PROMPT> Without including the pictures, copy out every line below.

DATA SECTION>
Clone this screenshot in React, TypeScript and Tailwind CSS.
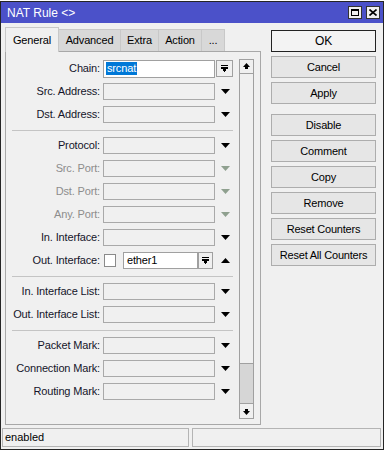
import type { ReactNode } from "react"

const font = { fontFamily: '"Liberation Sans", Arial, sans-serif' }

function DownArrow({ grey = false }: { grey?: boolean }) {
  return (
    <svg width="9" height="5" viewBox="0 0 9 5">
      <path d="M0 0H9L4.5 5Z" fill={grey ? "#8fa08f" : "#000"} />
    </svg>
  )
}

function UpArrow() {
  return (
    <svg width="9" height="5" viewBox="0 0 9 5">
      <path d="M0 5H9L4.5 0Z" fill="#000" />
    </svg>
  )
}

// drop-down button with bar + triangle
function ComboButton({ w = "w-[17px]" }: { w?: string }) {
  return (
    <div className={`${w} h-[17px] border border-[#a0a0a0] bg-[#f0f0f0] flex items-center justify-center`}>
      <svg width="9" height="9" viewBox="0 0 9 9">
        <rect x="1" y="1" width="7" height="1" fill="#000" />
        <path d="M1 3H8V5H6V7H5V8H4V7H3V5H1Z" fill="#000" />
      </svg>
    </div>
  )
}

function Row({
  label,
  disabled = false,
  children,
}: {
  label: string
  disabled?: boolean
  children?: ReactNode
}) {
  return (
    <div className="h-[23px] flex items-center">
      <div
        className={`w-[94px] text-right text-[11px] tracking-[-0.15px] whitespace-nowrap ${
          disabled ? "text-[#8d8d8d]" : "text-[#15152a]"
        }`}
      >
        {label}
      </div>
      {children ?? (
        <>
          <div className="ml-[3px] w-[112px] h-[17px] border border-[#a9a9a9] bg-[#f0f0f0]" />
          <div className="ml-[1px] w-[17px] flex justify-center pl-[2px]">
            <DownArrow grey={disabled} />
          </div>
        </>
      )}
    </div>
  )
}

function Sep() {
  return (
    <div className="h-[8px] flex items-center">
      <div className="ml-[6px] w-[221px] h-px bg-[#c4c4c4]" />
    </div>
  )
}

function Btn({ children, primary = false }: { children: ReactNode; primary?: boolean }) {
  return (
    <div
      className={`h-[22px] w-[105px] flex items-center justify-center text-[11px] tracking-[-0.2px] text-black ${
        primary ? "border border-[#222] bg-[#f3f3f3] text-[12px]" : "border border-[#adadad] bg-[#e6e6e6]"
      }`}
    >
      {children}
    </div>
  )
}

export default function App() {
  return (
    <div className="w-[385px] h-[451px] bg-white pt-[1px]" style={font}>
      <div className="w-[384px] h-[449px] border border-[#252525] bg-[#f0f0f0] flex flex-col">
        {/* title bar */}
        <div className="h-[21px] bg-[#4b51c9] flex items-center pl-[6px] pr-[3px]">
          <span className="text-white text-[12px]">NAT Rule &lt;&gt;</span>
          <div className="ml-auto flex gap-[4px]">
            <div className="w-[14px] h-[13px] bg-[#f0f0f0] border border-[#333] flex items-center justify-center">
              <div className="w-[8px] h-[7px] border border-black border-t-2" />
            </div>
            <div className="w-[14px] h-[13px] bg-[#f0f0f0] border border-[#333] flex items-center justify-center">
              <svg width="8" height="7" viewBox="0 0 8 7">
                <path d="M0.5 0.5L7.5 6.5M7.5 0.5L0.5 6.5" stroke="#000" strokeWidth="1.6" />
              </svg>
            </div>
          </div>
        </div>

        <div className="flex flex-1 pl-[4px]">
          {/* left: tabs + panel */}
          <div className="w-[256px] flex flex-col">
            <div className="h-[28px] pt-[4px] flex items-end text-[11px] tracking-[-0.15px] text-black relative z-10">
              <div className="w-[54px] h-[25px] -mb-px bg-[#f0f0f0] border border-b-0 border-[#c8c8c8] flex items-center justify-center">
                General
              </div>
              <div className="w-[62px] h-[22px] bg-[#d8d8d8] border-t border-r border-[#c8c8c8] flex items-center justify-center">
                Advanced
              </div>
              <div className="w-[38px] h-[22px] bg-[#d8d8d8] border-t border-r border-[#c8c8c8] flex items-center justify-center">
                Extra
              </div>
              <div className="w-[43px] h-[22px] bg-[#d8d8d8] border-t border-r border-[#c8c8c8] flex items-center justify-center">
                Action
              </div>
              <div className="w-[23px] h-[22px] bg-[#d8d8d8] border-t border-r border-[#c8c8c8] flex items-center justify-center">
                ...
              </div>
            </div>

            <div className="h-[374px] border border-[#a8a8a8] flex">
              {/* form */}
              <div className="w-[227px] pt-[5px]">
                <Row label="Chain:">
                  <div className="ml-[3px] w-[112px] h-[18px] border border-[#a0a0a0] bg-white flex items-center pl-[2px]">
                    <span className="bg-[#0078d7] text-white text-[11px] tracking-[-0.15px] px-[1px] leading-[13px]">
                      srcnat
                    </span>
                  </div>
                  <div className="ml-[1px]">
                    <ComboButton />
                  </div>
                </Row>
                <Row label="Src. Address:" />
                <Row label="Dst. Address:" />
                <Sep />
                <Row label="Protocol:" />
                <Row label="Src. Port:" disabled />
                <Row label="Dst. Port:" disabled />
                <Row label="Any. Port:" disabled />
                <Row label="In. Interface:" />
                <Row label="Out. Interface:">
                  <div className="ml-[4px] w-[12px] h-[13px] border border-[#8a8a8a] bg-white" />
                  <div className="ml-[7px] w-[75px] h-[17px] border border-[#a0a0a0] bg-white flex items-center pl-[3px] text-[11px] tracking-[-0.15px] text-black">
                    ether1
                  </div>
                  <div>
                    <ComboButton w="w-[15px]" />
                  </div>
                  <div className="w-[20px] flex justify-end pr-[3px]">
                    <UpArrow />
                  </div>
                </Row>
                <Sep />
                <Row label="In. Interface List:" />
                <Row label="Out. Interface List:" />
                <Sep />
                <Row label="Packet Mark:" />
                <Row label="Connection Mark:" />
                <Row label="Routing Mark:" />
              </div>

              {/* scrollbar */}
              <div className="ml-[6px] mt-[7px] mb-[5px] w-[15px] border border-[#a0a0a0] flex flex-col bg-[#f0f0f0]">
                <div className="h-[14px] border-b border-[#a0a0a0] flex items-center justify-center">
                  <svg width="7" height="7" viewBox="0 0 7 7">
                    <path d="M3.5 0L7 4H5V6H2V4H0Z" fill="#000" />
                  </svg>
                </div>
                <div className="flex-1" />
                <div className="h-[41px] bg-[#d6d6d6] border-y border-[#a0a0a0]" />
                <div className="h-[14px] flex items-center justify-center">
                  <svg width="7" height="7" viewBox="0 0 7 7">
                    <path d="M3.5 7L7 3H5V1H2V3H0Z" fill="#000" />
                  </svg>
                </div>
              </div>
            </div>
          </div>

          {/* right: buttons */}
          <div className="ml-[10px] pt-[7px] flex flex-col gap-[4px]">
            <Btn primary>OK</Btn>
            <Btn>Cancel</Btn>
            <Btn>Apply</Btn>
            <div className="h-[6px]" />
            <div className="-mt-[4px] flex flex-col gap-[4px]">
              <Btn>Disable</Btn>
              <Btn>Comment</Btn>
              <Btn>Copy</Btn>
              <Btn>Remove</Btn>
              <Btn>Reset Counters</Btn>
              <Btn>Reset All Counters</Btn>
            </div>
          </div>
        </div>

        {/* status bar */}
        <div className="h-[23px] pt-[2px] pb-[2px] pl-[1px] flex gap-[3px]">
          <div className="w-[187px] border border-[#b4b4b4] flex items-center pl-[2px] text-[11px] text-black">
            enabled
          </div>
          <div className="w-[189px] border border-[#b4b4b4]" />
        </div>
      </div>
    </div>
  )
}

SOLUTION TO THE EXERCISE>
Clone this screenshot in React, TypeScript and Tailwind CSS.
import type { ReactNode } from "react"

const font = { fontFamily: '"Liberation Sans", Arial, sans-serif' }

function DownArrow({ grey = false }: { grey?: boolean }) {
  return (
    <svg width="9" height="5" viewBox="0 0 9 5">
      <path d="M0 0H9L4.5 5Z" fill={grey ? "#8fa08f" : "#000"} />
    </svg>
  )
}

function UpArrow() {
  return (
    <svg width="9" height="5" viewBox="0 0 9 5">
      <path d="M0 5H9L4.5 0Z" fill="#000" />
    </svg>
  )
}

// drop-down button with bar + triangle
function ComboButton({ w = "w-[17px]" }: { w?: string }) {
  return (
    <div className={`${w} h-[17px] border border-[#a0a0a0] bg-[#f0f0f0] flex items-center justify-center`}>
      <svg width="9" height="9" viewBox="0 0 9 9">
        <rect x="1" y="1" width="7" height="1" fill="#000" />
        <path d="M1 3H8V5H6V7H5V8H4V7H3V5H1Z" fill="#000" />
      </svg>
    </div>
  )
}

function Row({
  label,
  disabled = false,
  children,
}: {
  label: string
  disabled?: boolean
  children?: ReactNode
}) {
  return (
    <div className="h-[23px] flex items-center">
      <div
        className={`w-[94px] text-right text-[11px] tracking-[-0.15px] whitespace-nowrap ${
          disabled ? "text-[#8d8d8d]" : "text-[#15152a]"
        }`}
      >
        {label}
      </div>
      {children ?? (
        <>
          <div className="ml-[3px] w-[112px] h-[17px] border border-[#a9a9a9] bg-[#f0f0f0]" />
          <div className="ml-[1px] w-[17px] flex justify-center pl-[2px]">
            <DownArrow grey={disabled} />
          </div>
        </>
      )}
    </div>
  )
}

function Sep() {
  return (
    <div className="h-[8px] flex items-center">
      <div className="ml-[6px] w-[221px] h-px bg-[#c4c4c4]" />
    </div>
  )
}

function Btn({ children, primary = false }: { children: ReactNode; primary?: boolean }) {
  return (
    <div
      className={`h-[22px] w-[105px] flex items-center justify-center text-[11px] tracking-[-0.2px] text-black ${
        primary ? "border border-[#222] bg-[#f3f3f3] text-[12px]" : "border border-[#adadad] bg-[#e6e6e6]"
      }`}
    >
      {children}
    </div>
  )
}

export default function App() {
  return (
    <div className="w-[385px] h-[451px] bg-white pt-[1px]" style={font}>
      <div className="w-[384px] h-[449px] border border-[#252525] bg-[#f0f0f0] flex flex-col">
        {/* title bar */}
        <div className="h-[21px] bg-[#4b51c9] flex items-center pl-[6px] pr-[3px]">
          <span className="text-white text-[12px]">NAT Rule &lt;&gt;</span>
          <div className="ml-auto flex gap-[4px]">
            <div className="w-[14px] h-[13px] bg-[#f0f0f0] border border-[#333] flex items-center justify-center">
              <div className="w-[8px] h-[7px] border border-black border-t-2" />
            </div>
            <div className="w-[14px] h-[13px] bg-[#f0f0f0] border border-[#333] flex items-center justify-center">
              <svg width="8" height="7" viewBox="0 0 8 7">
                <path d="M0.5 0.5L7.5 6.5M7.5 0.5L0.5 6.5" stroke="#000" strokeWidth="1.6" />
              </svg>
            </div>
          </div>
        </div>

        <div className="flex flex-1 pl-[4px]">
          {/* left: tabs + panel */}
          <div className="w-[256px] flex flex-col">
            <div className="h-[28px] pt-[4px] flex items-end text-[11px] tracking-[-0.15px] text-black relative z-10">
              <div className="w-[54px] h-[25px] -mb-px bg-[#f0f0f0] border border-b-0 border-[#c8c8c8] flex items-center justify-center">
                General
              </div>
              <div className="w-[62px] h-[22px] bg-[#d8d8d8] border-t border-r border-[#c8c8c8] flex items-center justify-center">
                Advanced
              </div>
              <div className="w-[38px] h-[22px] bg-[#d8d8d8] border-t border-r border-[#c8c8c8] flex items-center justify-center">
                Extra
              </div>
              <div className="w-[43px] h-[22px] bg-[#d8d8d8] border-t border-r border-[#c8c8c8] flex items-center justify-center">
                Action
              </div>
              <div className="w-[23px] h-[22px] bg-[#d8d8d8] border-t border-r border-[#c8c8c8] flex items-center justify-center">
                ...
              </div>
            </div>

            <div className="h-[374px] border border-[#a8a8a8] flex">
              {/* form */}
              <div className="w-[227px] pt-[5px]">
                <Row label="Chain:">
                  <div className="ml-[3px] w-[112px] h-[18px] border border-[#a0a0a0] bg-white flex items-center pl-[2px]">
                    <span className="bg-[#0078d7] text-white text-[11px] tracking-[-0.15px] px-[1px] leading-[13px]">
                      srcnat
                    </span>
                  </div>
                  <div className="ml-[1px]">
                    <ComboButton />
                  </div>
                </Row>
                <Row label="Src. Address:" />
                <Row label="Dst. Address:" />
                <Sep />
                <Row label="Protocol:" />
                <Row label="Src. Port:" disabled />
                <Row label="Dst. Port:" disabled />
                <Row label="Any. Port:" disabled />
                <Row label="In. Interface:" />
                <Row label="Out. Interface:">
                  <div className="ml-[4px] w-[12px] h-[13px] border border-[#8a8a8a] bg-white" />
                  <div className="ml-[7px] w-[75px] h-[17px] border border-[#a0a0a0] bg-white flex items-center pl-[3px] text-[11px] tracking-[-0.15px] text-black">
                    ether1
                  </div>
                  <div>
                    <ComboButton w="w-[15px]" />
                  </div>
                  <div className="w-[20px] flex justify-end pr-[3px]">
                    <UpArrow />
                  </div>
                </Row>
                <Sep />
                <Row label="In. Interface List:" />
                <Row label="Out. Interface List:" />
                <Sep />
                <Row label="Packet Mark:" />
                <Row label="Connection Mark:" />
                <Row label="Routing Mark:" />
              </div>

              {/* scrollbar */}
              <div className="ml-[6px] mt-[7px] mb-[5px] w-[15px] border border-[#a0a0a0] flex flex-col bg-[#f0f0f0]">
                <div className="h-[14px] border-b border-[#a0a0a0] flex items-center justify-center">
                  <svg width="7" height="7" viewBox="0 0 7 7">
                    <path d="M3.5 0L7 4H5V6H2V4H0Z" fill="#000" />
                  </svg>
                </div>
                <div className="flex-1" />
                <div className="h-[41px] bg-[#d6d6d6] border-y border-[#a0a0a0]" />
                <div className="h-[14px] flex items-center justify-center">
                  <svg width="7" height="7" viewBox="0 0 7 7">
                    <path d="M3.5 7L7 3H5V1H2V3H0Z" fill="#000" />
                  </svg>
                </div>
              </div>
            </div>
          </div>

          {/* right: buttons */}
          <div className="ml-[10px] pt-[7px] flex flex-col gap-[4px]">
            <Btn primary>OK</Btn>
            <Btn>Cancel</Btn>
            <Btn>Apply</Btn>
            <div className="h-[6px]" />
            <div className="-mt-[4px] flex flex-col gap-[4px]">
              <Btn>Disable</Btn>
              <Btn>Comment</Btn>
              <Btn>Copy</Btn>
              <Btn>Remove</Btn>
              <Btn>Reset Counters</Btn>
              <Btn>Reset All Counters</Btn>
            </div>
          </div>
        </div>

        {/* status bar */}
        <div className="h-[23px] pt-[2px] pb-[2px] pl-[1px] flex gap-[3px]">
          <div className="w-[187px] border border-[#b4b4b4] flex items-center pl-[2px] text-[11px] text-black">
            enabled
          </div>
          <div className="w-[189px] border border-[#b4b4b4]" />
        </div>
      </div>
    </div>
  )
}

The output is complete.